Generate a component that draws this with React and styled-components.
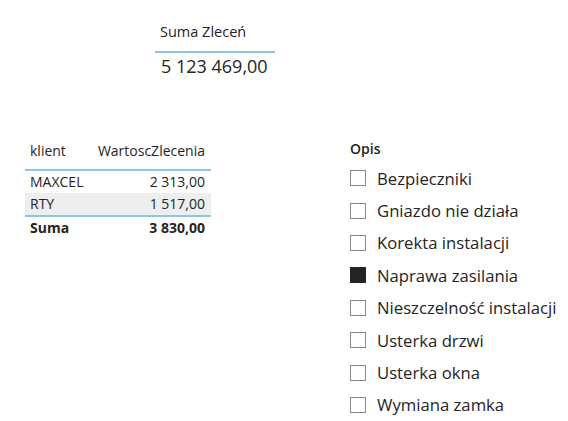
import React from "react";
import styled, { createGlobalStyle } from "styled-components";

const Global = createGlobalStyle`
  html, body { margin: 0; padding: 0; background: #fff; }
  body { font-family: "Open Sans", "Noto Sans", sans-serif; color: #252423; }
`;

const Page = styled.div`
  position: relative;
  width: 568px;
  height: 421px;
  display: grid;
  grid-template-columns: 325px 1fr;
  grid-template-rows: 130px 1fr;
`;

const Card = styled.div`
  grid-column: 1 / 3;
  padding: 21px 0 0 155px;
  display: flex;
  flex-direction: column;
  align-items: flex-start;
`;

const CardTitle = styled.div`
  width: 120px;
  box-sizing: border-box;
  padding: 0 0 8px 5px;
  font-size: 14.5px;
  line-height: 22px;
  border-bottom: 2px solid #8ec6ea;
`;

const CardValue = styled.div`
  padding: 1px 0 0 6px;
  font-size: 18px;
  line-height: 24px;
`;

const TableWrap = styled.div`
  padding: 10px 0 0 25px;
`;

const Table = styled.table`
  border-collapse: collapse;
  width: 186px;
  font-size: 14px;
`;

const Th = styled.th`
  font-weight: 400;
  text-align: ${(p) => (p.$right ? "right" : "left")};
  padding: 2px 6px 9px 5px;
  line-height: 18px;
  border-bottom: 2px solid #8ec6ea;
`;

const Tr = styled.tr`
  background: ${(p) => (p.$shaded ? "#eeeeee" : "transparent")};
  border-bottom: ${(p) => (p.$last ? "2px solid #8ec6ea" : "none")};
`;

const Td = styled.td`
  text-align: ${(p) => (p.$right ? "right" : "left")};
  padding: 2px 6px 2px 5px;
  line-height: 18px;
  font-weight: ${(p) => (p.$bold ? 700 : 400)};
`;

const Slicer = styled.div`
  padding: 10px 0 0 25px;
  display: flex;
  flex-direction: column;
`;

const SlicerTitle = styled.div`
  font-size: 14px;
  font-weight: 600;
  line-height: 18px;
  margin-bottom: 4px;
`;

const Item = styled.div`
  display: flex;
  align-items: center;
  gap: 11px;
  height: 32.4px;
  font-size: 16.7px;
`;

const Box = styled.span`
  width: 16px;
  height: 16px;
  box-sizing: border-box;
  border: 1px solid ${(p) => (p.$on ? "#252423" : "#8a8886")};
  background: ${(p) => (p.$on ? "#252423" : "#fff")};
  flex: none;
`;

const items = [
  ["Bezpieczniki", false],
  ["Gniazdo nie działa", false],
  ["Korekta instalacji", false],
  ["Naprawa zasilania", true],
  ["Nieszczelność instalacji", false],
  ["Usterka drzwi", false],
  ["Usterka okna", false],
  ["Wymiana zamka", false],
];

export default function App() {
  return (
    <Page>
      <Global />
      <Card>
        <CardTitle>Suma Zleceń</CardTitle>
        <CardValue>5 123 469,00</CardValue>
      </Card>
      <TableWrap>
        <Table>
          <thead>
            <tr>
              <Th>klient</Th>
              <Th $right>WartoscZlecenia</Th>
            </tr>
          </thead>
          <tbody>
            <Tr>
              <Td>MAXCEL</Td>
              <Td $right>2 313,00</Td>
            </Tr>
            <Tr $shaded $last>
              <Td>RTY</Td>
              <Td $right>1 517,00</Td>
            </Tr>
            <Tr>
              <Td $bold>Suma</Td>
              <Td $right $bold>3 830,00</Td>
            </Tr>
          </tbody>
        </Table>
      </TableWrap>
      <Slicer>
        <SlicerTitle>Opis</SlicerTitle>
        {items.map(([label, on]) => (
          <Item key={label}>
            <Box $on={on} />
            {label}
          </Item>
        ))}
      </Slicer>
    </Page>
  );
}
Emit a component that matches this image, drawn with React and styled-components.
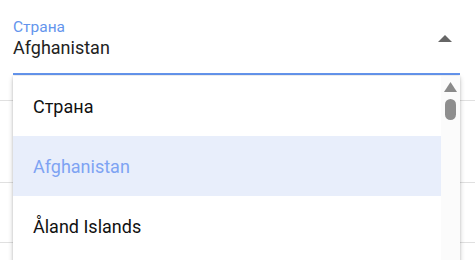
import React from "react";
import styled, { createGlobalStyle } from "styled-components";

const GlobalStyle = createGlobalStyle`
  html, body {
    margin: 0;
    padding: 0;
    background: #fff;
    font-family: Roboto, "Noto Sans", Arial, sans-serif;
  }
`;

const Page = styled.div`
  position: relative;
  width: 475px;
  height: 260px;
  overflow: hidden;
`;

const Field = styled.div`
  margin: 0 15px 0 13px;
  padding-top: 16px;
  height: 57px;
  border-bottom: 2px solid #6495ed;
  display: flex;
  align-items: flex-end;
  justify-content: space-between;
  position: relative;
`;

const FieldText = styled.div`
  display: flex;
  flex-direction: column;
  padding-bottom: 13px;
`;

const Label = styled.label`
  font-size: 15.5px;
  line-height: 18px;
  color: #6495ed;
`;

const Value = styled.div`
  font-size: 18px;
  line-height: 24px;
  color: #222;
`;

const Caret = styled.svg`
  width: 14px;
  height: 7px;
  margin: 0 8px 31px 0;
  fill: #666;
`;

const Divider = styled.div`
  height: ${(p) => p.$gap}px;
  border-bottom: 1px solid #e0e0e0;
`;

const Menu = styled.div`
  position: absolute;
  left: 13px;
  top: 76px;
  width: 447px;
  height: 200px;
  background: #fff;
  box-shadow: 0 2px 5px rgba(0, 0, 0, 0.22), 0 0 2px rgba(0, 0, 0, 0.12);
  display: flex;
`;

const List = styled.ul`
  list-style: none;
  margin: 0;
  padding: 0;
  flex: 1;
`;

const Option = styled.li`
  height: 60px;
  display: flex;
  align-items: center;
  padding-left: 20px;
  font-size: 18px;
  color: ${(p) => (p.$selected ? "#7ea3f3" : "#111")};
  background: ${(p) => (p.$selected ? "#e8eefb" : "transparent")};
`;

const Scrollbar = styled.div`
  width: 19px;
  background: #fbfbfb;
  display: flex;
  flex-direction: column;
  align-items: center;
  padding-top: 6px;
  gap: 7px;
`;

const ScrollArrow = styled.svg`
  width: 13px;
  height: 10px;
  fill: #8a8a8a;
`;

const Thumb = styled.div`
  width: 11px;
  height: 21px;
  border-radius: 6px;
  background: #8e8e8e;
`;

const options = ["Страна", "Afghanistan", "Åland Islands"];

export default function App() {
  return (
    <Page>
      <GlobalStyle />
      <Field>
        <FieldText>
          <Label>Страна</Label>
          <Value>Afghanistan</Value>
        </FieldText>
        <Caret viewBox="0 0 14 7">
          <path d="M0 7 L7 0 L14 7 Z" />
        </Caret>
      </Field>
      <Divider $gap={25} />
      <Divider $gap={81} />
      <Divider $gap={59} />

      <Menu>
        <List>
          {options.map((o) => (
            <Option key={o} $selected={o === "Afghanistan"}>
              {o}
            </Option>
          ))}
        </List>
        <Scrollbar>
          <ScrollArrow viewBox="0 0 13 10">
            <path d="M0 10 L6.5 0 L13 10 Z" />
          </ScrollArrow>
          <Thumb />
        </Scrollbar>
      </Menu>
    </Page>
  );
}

Short task: Copy all lines from the listing that contain "React".

Result for this task:
Generate a component that draws this with React and styled-components.
import React from "react";
Emit a component that matches this image, drawn with React and styled-components.
import React from "react";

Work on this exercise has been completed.